Part 1: The Problem — Fast UX, Inconsistent Ledger

Imagine this scenario:

Aman has ₹1000. He transfers ₹1000 to Naman.
Your system sends a debit request to Naman’s bank provider.
The provider doesn’t respond within timeout.
Now you have three possible realities:
The provider processed the transfer successfully.
The provider dropped the request.
The provider is still processing it.

You don’t know which one.
That’s the UNKNOWN state.

Most systems simplify this into:
->SUCCESS
->FAILURE
->UNKNOWN

And then they treat UNKNOWN as FAILURE.
So the system refunds ₹1000 to Aman.
Aman sees ₹1000 available again and sends another transfer.

Later, the original provider request succeeds.
Total transferred: ₹2000. Actual balance: ₹1000.

Now someone must absorb the ₹1000 loss.

This isn’t a UX glitch.
This is a violation of a financial invariant.

The Invariant That Must Never Break

In financial systems:

Total debits must never exceed available balance.
Or more formally:
Available Balance + Locked Balance = Ledger Balance must never go negative due to concurrency.

If your state model allows temporary misclassification of UNKNOWN as FAILURE, you’re silently enabling double-spend.
That’s how real financial losses happen.

Why “Exactly Once” Is a Lie

Exactly-once semantics don’t exist across network boundaries. What you actually get is at-least-once delivery with delayed or duplicated signals.

Safety doesn’t come from transport guarantees. It comes from system design.

You compensate using:
Idempotency keys
Deduplication logic
Reconciliation jobs
Strict ledger invariants
Exactly-once is a transport fantasy.
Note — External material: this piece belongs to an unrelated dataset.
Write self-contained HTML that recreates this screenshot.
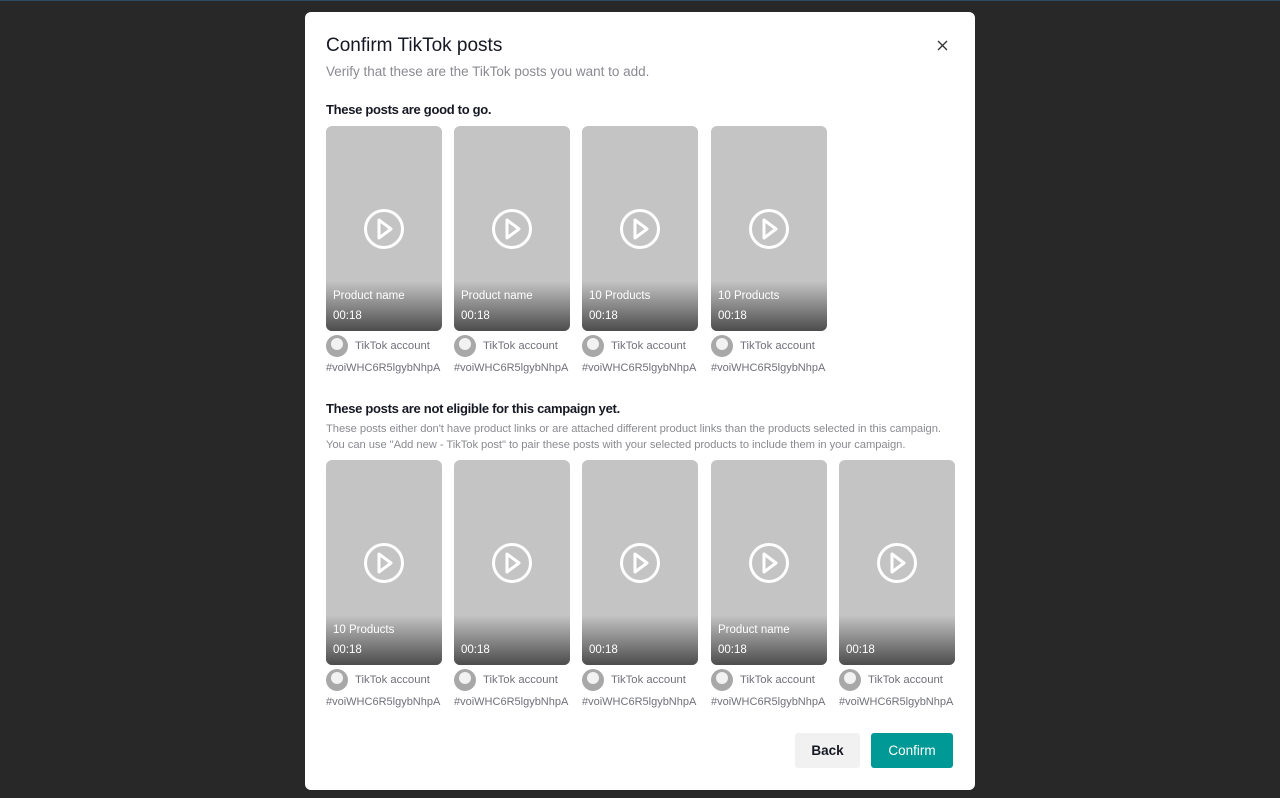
<!DOCTYPE html>
<html><head><style>
*{margin:0;padding:0;box-sizing:border-box}
body{width:1280px;height:798px;background:#282828;font-family:"Liberation Sans",sans-serif;position:relative;overflow:hidden}
.topline{position:absolute;left:0;top:0;width:1280px;height:1px;background:#2a4a66}
.modal{position:absolute;left:305px;top:12px;width:670px;height:778px;background:#fff;border-radius:6px}
.abs{position:absolute}
h1{position:absolute;left:21px;top:23px;font-size:19px;font-weight:normal;color:#161823;letter-spacing:0px}
.sub{left:21px;top:52px;font-size:13.5px;color:#8a8b91}
.sec{font-size:13px;font-weight:bold;color:#161823;left:21px;letter-spacing:-0.3px}
.desc{left:21px;font-size:11.2px;color:#8a8b91;line-height:16px;white-space:nowrap;letter-spacing:-0.05px}
.card{position:absolute;width:116px}
.thumb{width:116px;height:205px;border-radius:6px;background:#c4c4c4;position:relative;overflow:hidden}
.grad{position:absolute;left:0;bottom:0;width:116px;height:50px;background:linear-gradient(rgba(80,80,80,0),rgba(70,70,70,.95))}
.play{position:absolute;left:37px;top:82px}
.t1{position:absolute;left:7px;top:164px;color:#fff;font-size:11.5px}
.t2{position:absolute;left:7px;top:184px;color:#fff;font-size:11.5px}
.av{position:absolute;left:0;top:209px;width:22px;height:22px;border-radius:50%;background:#a8a8a8;overflow:hidden}
.av:after{content:"";position:absolute;left:5px;top:3px;width:12px;height:12px;border-radius:50%;background:#f2f2f2}
.acc{position:absolute;left:29px;top:214px;font-size:11.3px;color:#70717a;white-space:nowrap}
.hash{position:absolute;left:0;top:236px;font-size:11px;color:#70717a;white-space:nowrap}
.btn{position:absolute;top:721px;height:35px;border-radius:3px;font-size:13.5px;font-weight:bold;text-align:center;line-height:35px}
</style></head><body>
<div class="topline"></div>
<div class="modal">
<h1>Confirm TikTok posts</h1>
<div class="abs sub">Verify that these are the TikTok posts you want to add.</div>
<svg class="abs" style="left:632px;top:28px" width="11" height="11" viewBox="0 0 11 11"><path d="M1 1L10 10M10 1L1 10" stroke="#333" stroke-width="1.3"/></svg>
<div class="abs sec" style="top:90px">These posts are good to go.</div>

<div class="card" style="left:21px;top:114px"><div class="thumb"><svg class="play" width="42" height="42" viewBox="0 0 42 42"><circle cx="21" cy="21" r="18.5" fill="none" stroke="#fff" stroke-width="3"/><path d="M16 12L28 21L16 30Z" fill="none" stroke="#fff" stroke-width="3" stroke-linejoin="round"/></svg><div class="grad"></div><div class="t1">Product name</div><div class="t2">00:18</div></div><div class="av"></div><div class="acc">TikTok account</div><div class="hash">#voiWHC6R5lgybNhpA</div></div>
<div class="card" style="left:149px;top:114px"><div class="thumb"><svg class="play" width="42" height="42" viewBox="0 0 42 42"><circle cx="21" cy="21" r="18.5" fill="none" stroke="#fff" stroke-width="3"/><path d="M16 12L28 21L16 30Z" fill="none" stroke="#fff" stroke-width="3" stroke-linejoin="round"/></svg><div class="grad"></div><div class="t1">Product name</div><div class="t2">00:18</div></div><div class="av"></div><div class="acc">TikTok account</div><div class="hash">#voiWHC6R5lgybNhpA</div></div>
<div class="card" style="left:277px;top:114px"><div class="thumb"><svg class="play" width="42" height="42" viewBox="0 0 42 42"><circle cx="21" cy="21" r="18.5" fill="none" stroke="#fff" stroke-width="3"/><path d="M16 12L28 21L16 30Z" fill="none" stroke="#fff" stroke-width="3" stroke-linejoin="round"/></svg><div class="grad"></div><div class="t1">10 Products</div><div class="t2">00:18</div></div><div class="av"></div><div class="acc">TikTok account</div><div class="hash">#voiWHC6R5lgybNhpA</div></div>
<div class="card" style="left:406px;top:114px"><div class="thumb"><svg class="play" width="42" height="42" viewBox="0 0 42 42"><circle cx="21" cy="21" r="18.5" fill="none" stroke="#fff" stroke-width="3"/><path d="M16 12L28 21L16 30Z" fill="none" stroke="#fff" stroke-width="3" stroke-linejoin="round"/></svg><div class="grad"></div><div class="t1">10 Products</div><div class="t2">00:18</div></div><div class="av"></div><div class="acc">TikTok account</div><div class="hash">#voiWHC6R5lgybNhpA</div></div>

<div class="abs sec" style="top:389px">These posts are not eligible for this campaign yet.</div>
<div class="abs desc" style="top:409px">These posts either don't have product links or are attached different product links than the products selected in this campaign.<br>You can use "Add new - TikTok post" to pair these posts with your selected products to include them in your campaign.</div>

<div class="card" style="left:21px;top:448px"><div class="thumb"><svg class="play" width="42" height="42" viewBox="0 0 42 42"><circle cx="21" cy="21" r="18.5" fill="none" stroke="#fff" stroke-width="3"/><path d="M16 12L28 21L16 30Z" fill="none" stroke="#fff" stroke-width="3" stroke-linejoin="round"/></svg><div class="grad"></div><div class="t1">10 Products</div><div class="t2">00:18</div></div><div class="av"></div><div class="acc">TikTok account</div><div class="hash">#voiWHC6R5lgybNhpA</div></div>
<div class="card" style="left:149px;top:448px"><div class="thumb"><svg class="play" width="42" height="42" viewBox="0 0 42 42"><circle cx="21" cy="21" r="18.5" fill="none" stroke="#fff" stroke-width="3"/><path d="M16 12L28 21L16 30Z" fill="none" stroke="#fff" stroke-width="3" stroke-linejoin="round"/></svg><div class="grad"></div><div class="t2">00:18</div></div><div class="av"></div><div class="acc">TikTok account</div><div class="hash">#voiWHC6R5lgybNhpA</div></div>
<div class="card" style="left:277px;top:448px"><div class="thumb"><svg class="play" width="42" height="42" viewBox="0 0 42 42"><circle cx="21" cy="21" r="18.5" fill="none" stroke="#fff" stroke-width="3"/><path d="M16 12L28 21L16 30Z" fill="none" stroke="#fff" stroke-width="3" stroke-linejoin="round"/></svg><div class="grad"></div><div class="t2">00:18</div></div><div class="av"></div><div class="acc">TikTok account</div><div class="hash">#voiWHC6R5lgybNhpA</div></div>
<div class="card" style="left:406px;top:448px"><div class="thumb"><svg class="play" width="42" height="42" viewBox="0 0 42 42"><circle cx="21" cy="21" r="18.5" fill="none" stroke="#fff" stroke-width="3"/><path d="M16 12L28 21L16 30Z" fill="none" stroke="#fff" stroke-width="3" stroke-linejoin="round"/></svg><div class="grad"></div><div class="t1">Product name</div><div class="t2">00:18</div></div><div class="av"></div><div class="acc">TikTok account</div><div class="hash">#voiWHC6R5lgybNhpA</div></div>
<div class="card" style="left:534px;top:448px"><div class="thumb"><svg class="play" width="42" height="42" viewBox="0 0 42 42"><circle cx="21" cy="21" r="18.5" fill="none" stroke="#fff" stroke-width="3"/><path d="M16 12L28 21L16 30Z" fill="none" stroke="#fff" stroke-width="3" stroke-linejoin="round"/></svg><div class="grad"></div><div class="t2">00:18</div></div><div class="av"></div><div class="acc">TikTok account</div><div class="hash">#voiWHC6R5lgybNhpA</div></div>

<div class="btn" style="left:490px;width:65px;background:#f1f1f2;color:#161823">Back</div>
<div class="btn" style="left:566px;width:82px;background:#009995;color:#fff;font-weight:normal">Confirm</div>
</div>
</body></html>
Financial safety is an accounting discipline.

Part 2: Modeling the UNKNOWN Correctly

UNKNOWN isn’t failure.
UNKNOWN is unsettled liability.
That means funds must not be considered available until final confirmation.
Instead of collapsing states into three buckets, model them as:

INITIATED
PENDING_EXTERNAL_CONFIRMATION
SETTLED_SUCCESS
SETTLED_FAILURE

The key rule:

Until success or confirmed failure, funds must remain locked.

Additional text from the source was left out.